# Teaching A Computer To Play Blackjack

*by Kelsey Cribari, Brandt Reutimann, and Courtney Schulze - December, 2017*

## Introduction
*The What. The Why. The How.*

It all started when a member of the iconic trio went to Las Vegas for a weekend over the semester. While she had never gambled before, everyone would soon find out that Courtney loved blackjack ... a lot. Although her wallet was empty, Courtney left Vegas rich in experience and Blackjack knowledge. Born out of that trip and lost money came an idea, an idea for a CS440 final project.

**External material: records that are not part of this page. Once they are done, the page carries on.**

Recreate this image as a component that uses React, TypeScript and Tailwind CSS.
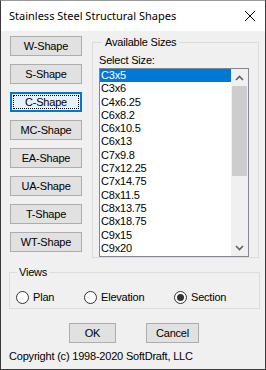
import React from 'react';

const shapes = ['W-Shape', 'S-Shape', 'C-Shape', 'MC-Shape', 'EA-Shape', 'UA-Shape', 'T-Shape', 'WT-Shape'];

const sizes = [
  'C3x5', 'C3x6', 'C4x6.25', 'C6x8.2', 'C6x10.5', 'C6x13', 'C7x9.8',
  'C7x12.25', 'C7x14.75', 'C8x11.5', 'C8x13.75', 'C8x18.75', 'C9x15', 'C9x20',
];

const ShapeButton = ({ label, focused }: { label: string; focused?: boolean }) =>
  focused ? (
    <button className="w-[72px] h-[20px] bg-[#e5f1fb] border-2 border-[#0078d7] flex items-center justify-center p-[1px]">
      <span className="w-full h-full border border-dotted border-black flex items-center justify-center leading-[11px]">
        {label}
      </span>
    </button>
  ) : (
    <button className="w-[72px] h-[20px] bg-[#e1e1e1] border border-[#adadad] flex items-center justify-center leading-[11px]">
      {label}
    </button>
  );

const Radio = ({ label, checked }: { label: string; checked?: boolean }) => (
  <div className="flex items-center gap-[4px]">
    <div className="w-[13px] h-[13px] rounded-full border border-[#333333] bg-white flex items-center justify-center">
      {checked && <div className="w-[7px] h-[7px] rounded-full bg-[#333333]" />}
    </div>
    <span className="leading-[13px]">{label}</span>
  </div>
);

const Chevron = ({ up }: { up?: boolean }) => (
  <svg width="9" height="6" viewBox="0 0 9 6">
    <polyline
      points={up ? '1,5 4.5,1.5 8,5' : '1,1 4.5,4.5 8,1'}
      fill="none"
      stroke="#606060"
      strokeWidth="1.6"
    />
  </svg>
);

export default function App() {
  return (
    <div
      className="w-[266px] h-[370px] border border-[#3a3a3a] border-t-[#9a9a9a] bg-[#f0f0f0] flex flex-col text-[11px] tracking-[-0.2px] text-black overflow-hidden"
      style={{ fontFamily: '"Liberation Sans", Arial, sans-serif' }}
    >
      {/* title bar */}
      <div className="h-[30px] bg-white flex items-center justify-between pl-[8px] pr-[9px] shrink-0">
        <span className="text-[11px] tracking-normal" style={{ fontFamily: '"Noto Sans", "Liberation Sans", sans-serif' }}>
          Stainless Steel Structural Shapes
        </span>
        <svg width="12" height="12" viewBox="0 0 12 12">
          <path d="M1 1 L11 11 M11 1 L1 11" stroke="#000" strokeWidth="1" />
        </svg>
      </div>

      <div className="flex items-start pt-[5px] pl-[9px]">
        <div className="flex flex-col gap-[8px]">
          {shapes.map((s) => (
            <ShapeButton key={s} label={s} focused={s === 'C-Shape'} />
          ))}
        </div>

        <fieldset className="ml-[10px] w-[167px] h-[222px] border border-[#dcdcdc] pl-[6px]">
          <legend className="ml-[3px] px-[3px] leading-[13px]">Available Sizes</legend>
          <div className="mt-[5px] leading-[13px]">Select Size:</div>
          <div className="mt-[1px] w-[150px] h-[189px] border border-[#828790] bg-white flex">
            <div className="flex-1 flex flex-col">
              {sizes.map((s, i) => (
                <div
                  key={s}
                  className={`h-[13.3px] leading-[13px] pl-[1px] shrink-0 ${i === 0 ? 'bg-[#0078d7] text-white' : ''}`}
                >
                  {s}
                </div>
              ))}
            </div>
            <div className="w-[17px] bg-[#f0f0f0] flex flex-col items-center">
              <div className="h-[17px] flex items-center justify-center">
                <Chevron up />
              </div>
              <div className="w-[15px] h-[90px] bg-[#cdcdcd]" />
              <div className="flex-1" />
              <div className="h-[17px] flex items-center justify-center">
                <Chevron />
              </div>
            </div>
          </div>
        </fieldset>
      </div>

      <fieldset className="ml-[8px] mt-[8px] w-[251px] h-[43px] border border-[#dcdcdc] pl-[6px]">
        <legend className="ml-[1px] px-[2px] leading-[13px]">Views</legend>
        <div className="flex items-center mt-[12px]">
          <div className="w-[68px]">
            <Radio label="Plan" />
          </div>
          <div className="w-[90px]">
            <Radio label="Elevation" />
          </div>
          <Radio label="Section" checked />
        </div>
      </fieldset>

      <div className="flex mt-[14px] pl-[68px] gap-[30px]">
        <button className="w-[47px] h-[20px] bg-[#e1e1e1] border border-[#adadad] leading-[11px]">OK</button>
        <button className="w-[53px] h-[20px] bg-[#e1e1e1] border border-[#adadad] leading-[11px]">Cancel</button>
      </div>

      <div className="mt-[7px] pl-[8px] leading-[13px]">Copyright (c) 1998-2020 SoftDraft, LLC</div>
    </div>
  );
}
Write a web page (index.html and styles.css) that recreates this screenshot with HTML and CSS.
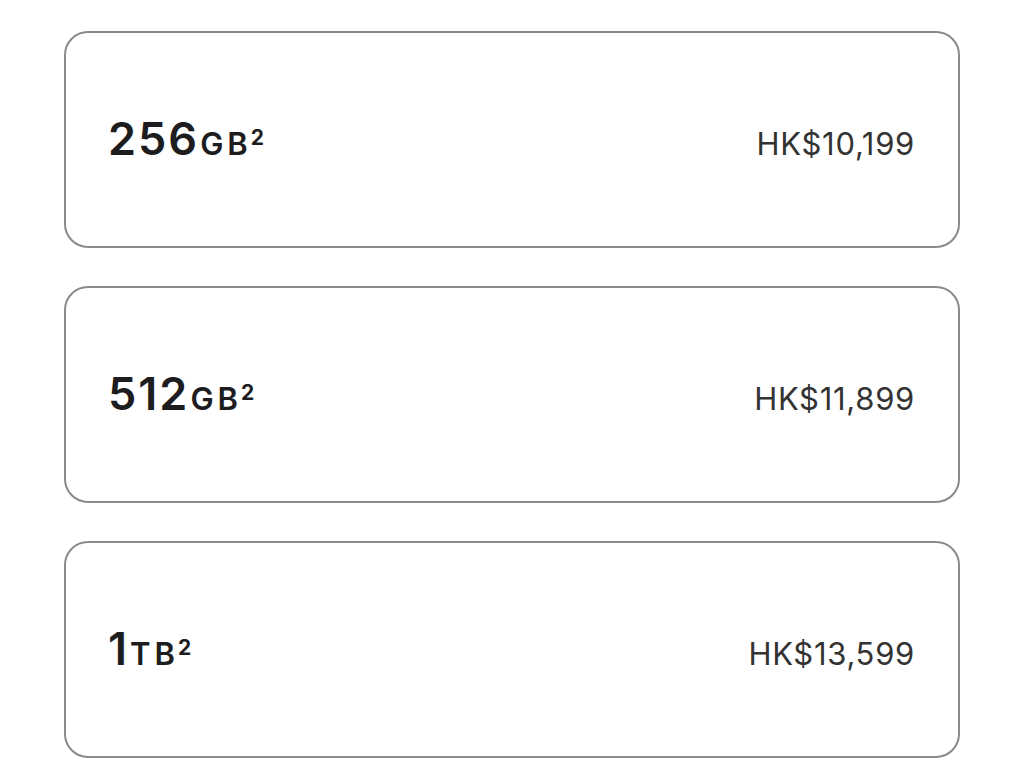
FILE: index.html
```html
<!DOCTYPE html>
<html>
<head>
<meta charset="utf-8">
<link rel="stylesheet" href="styles.css">
</head>
<body>
<div class="list">
  <div class="card">
    <div class="cap"><span class="num">256</span><span class="unit">GB</span><sup class="note">2</sup></div>
    <div class="price">HK$10,199</div>
  </div>
  <div class="card">
    <div class="cap"><span class="num">512</span><span class="unit">GB</span><sup class="note">2</sup></div>
    <div class="price">HK$11,899</div>
  </div>
  <div class="card">
    <div class="cap"><span class="num">1</span><span class="unit">TB</span><sup class="note">2</sup></div>
    <div class="price">HK$13,599</div>
  </div>
</div>
</body>
</html>
```
FILE: styles.css
```css
html, body {
  margin: 0;
  padding: 0;
  background: #fff;
}
body {
  font-family: Inter, "Liberation Sans", sans-serif;
  color: #1d1d1f;
}
.list {
  display: flex;
  flex-direction: column;
  gap: 38px;
  padding: 31px 64px 0 64px;
}
.card {
  box-sizing: border-box;
  height: 217px;
  border: 2px solid #8a8a8a;
  border-radius: 24px;
  display: flex;
  align-items: baseline;
  justify-content: space-between;
  padding: 78px 43px 0 42px;
}
.cap {
  display: flex;
  align-items: baseline;
  font-weight: 600;
}
.num {
  font-size: 45px;
  letter-spacing: 2px;
}
.unit {
  font-size: 31px;
  letter-spacing: 4px;
  margin-left: 1px;
}
.note {
  font-size: 21px;
  font-weight: 700;
  position: relative;
  top: -10px;
  vertical-align: baseline;
  margin-left: -1px;
}
.price {
  font-size: 31px;
  font-weight: 400;
  letter-spacing: 0.7px;
  color: #333;
}
```
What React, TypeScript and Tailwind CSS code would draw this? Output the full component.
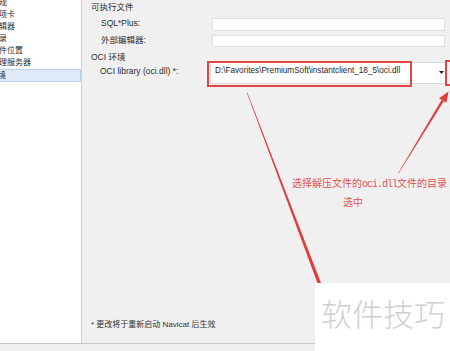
import React from "react";

const sans = "font-['Liberation_Sans','Noto_Sans_CJK_SC',sans-serif]";

const items = ["常规", "选项卡", "编辑器", "记录", "文件位置", "代理服务器", "环境"];

export default function App() {
  return (
    <div className={`relative w-[450px] h-[351px] overflow-hidden bg-[#f0f0f0] ${sans} text-[#2b2b2b]`}>
      <div className="flex h-[343px]">
        {/* sidebar */}
        <div className="w-[82px] shrink-0 h-full bg-white border-r border-[#cfcfcf] overflow-hidden">
          <div className="-mt-[3.5px] text-[8px] leading-[12.1px]">
            {items.map((t, i) => (
              <div
                key={t}
                className={
                  i === items.length - 1
                    ? "h-[12.6px] bg-[#dfeaf8] border-y border-r border-[#b9d2ef] -ml-[1px] whitespace-nowrap"
                    : "h-[12.1px] whitespace-nowrap"
                }
              >
                <span className="inline-block -ml-[9px]">{t}</span>
              </div>
            ))}
          </div>
        </div>

        {/* main panel */}
        <div className="flex-1 h-full flex flex-col pl-[9px] pr-[5px] pt-[1px] text-[8.5px] leading-[12px]">
          <div className="h-[12px]">可执行文件</div>
          <div className="mt-[5px] flex h-[13px]">
            <div className="w-[121px] shrink-0 pl-[10px] -mt-[1px]">SQL*Plus:</div>
            <div className="flex-1 bg-white border border-[#e0e0e0]" />
          </div>
          <div className="mt-[4px] flex h-[12px]">
            <div className="w-[121px] shrink-0 pl-[10px] -mt-[1px]">外部编辑器:</div>
            <div className="flex-1 bg-white border border-[#e0e0e0]" />
          </div>
          <div className="mt-[4px] h-[12px]">OCI 环境</div>
          <div className="-mt-[1px] flex h-[22px] -mr-[2px]">
            <div className="w-[119px] shrink-0 pl-[9px] pt-[2.5px] whitespace-nowrap">OCI library (oci.dll) *:</div>
            <div className="flex-1 min-w-0 bg-white border border-[#dadada] flex items-start justify-between pl-[4px] pr-[2px] pt-[2px]">
              <span className="text-[8.2px] whitespace-nowrap text-[#1e1e1e]">D:\Favorites\PremiumSoft\instantclient_18_5\oci.dll</span>
              <svg width="5" height="3" viewBox="0 0 5 3" className="mt-[6px] shrink-0">
                <polygon points="0,0 5,0 2.5,3" fill="#222" />
              </svg>
            </div>
          </div>
          <div className="mt-auto mb-[12px] text-[8px] leading-[12px] text-[#333]">* 更改将于重新启动 Navicat 后生效</div>
        </div>
      </div>
      <div className="h-[8px] border-t border-[#c9c9c9] bg-[#f0f0f0]" />

      {/* annotation boxes */}
      <div className="absolute left-[207px] top-[61px] w-[205px] h-[26px] border-2 border-[#e04646]" />
      <div className="absolute left-[445px] top-[60px] w-[10px] h-[26px] border-2 border-[#e04646]" />

      {/* arrows */}
      <svg className="absolute left-0 top-0 pointer-events-none" width="450" height="351" viewBox="0 0 450 351">
        <polygon points="246.7,92.6 247.3,92.4 321.6,284.4 318.4,285.6" fill="#e03c3c" />
        <polygon points="398.1,173.2 398.5,173.4 443.8,101.2 441.7,99.8" fill="#e03c3c" />
        <polygon points="448.5,91.5 446.4,102.8 439.1,98.2" fill="#e03c3c" />
      </svg>

      {/* annotation text */}
      <div className="absolute left-[292px] top-[178px] text-[10px] leading-[10px] whitespace-nowrap text-[#df5256] font-['Noto_Sans_CJK_SC',sans-serif]">
        选择解压文件的<span className="font-['Liberation_Mono',monospace] tracking-[-1px]">oci.dll</span>文件的目录
      </div>
      <div className="absolute left-[343px] top-[196.5px] text-[10px] leading-[10px] whitespace-nowrap text-[#df5256] font-['Noto_Sans_CJK_SC',sans-serif]">
        选中
      </div>

      {/* watermark */}
      <div className="absolute right-0 bottom-0 w-[135px] h-[68px] bg-white pl-[6px] pt-[14px]">
        <div className="text-[31px] leading-[31px] font-light text-[#d0d0d0] whitespace-nowrap font-['Noto_Sans_CJK_SC',sans-serif]">软件技巧</div>
      </div>
    </div>
  );
}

For those of you reading this report who might not know, in the game of blackjack, players are dealt two cards, and they are dealt cards until they reach or get as close as then can to a card value totaling twenty-one. If the player’s total goes over twenty-one, the player busts and they lose their money. If the player’s total is less than the dealer’s total, the player also loses their money. Really, the player tends to lose their money quite a lot. However, there is a generally universally accepted basic blackjack strategy. If players play with this proper strategy, then the dealer only has about a 0.05% advantage. In other words, “if you are playing for $100 per hand, you can expect to lose about 50 cents each hand.” A chart of this proper strategy is found below:

![alt text](https://www.blackjackclassroom.com/wp-content/uploads/2017/02/Blackjack-Basic-Strategy-Chart.png "Basic Blackjack Strategy")
(Photo courtesy of [Blackjack Classroom](https://www.blackjackclassroom.com/blackjack-basic-strategy-charts))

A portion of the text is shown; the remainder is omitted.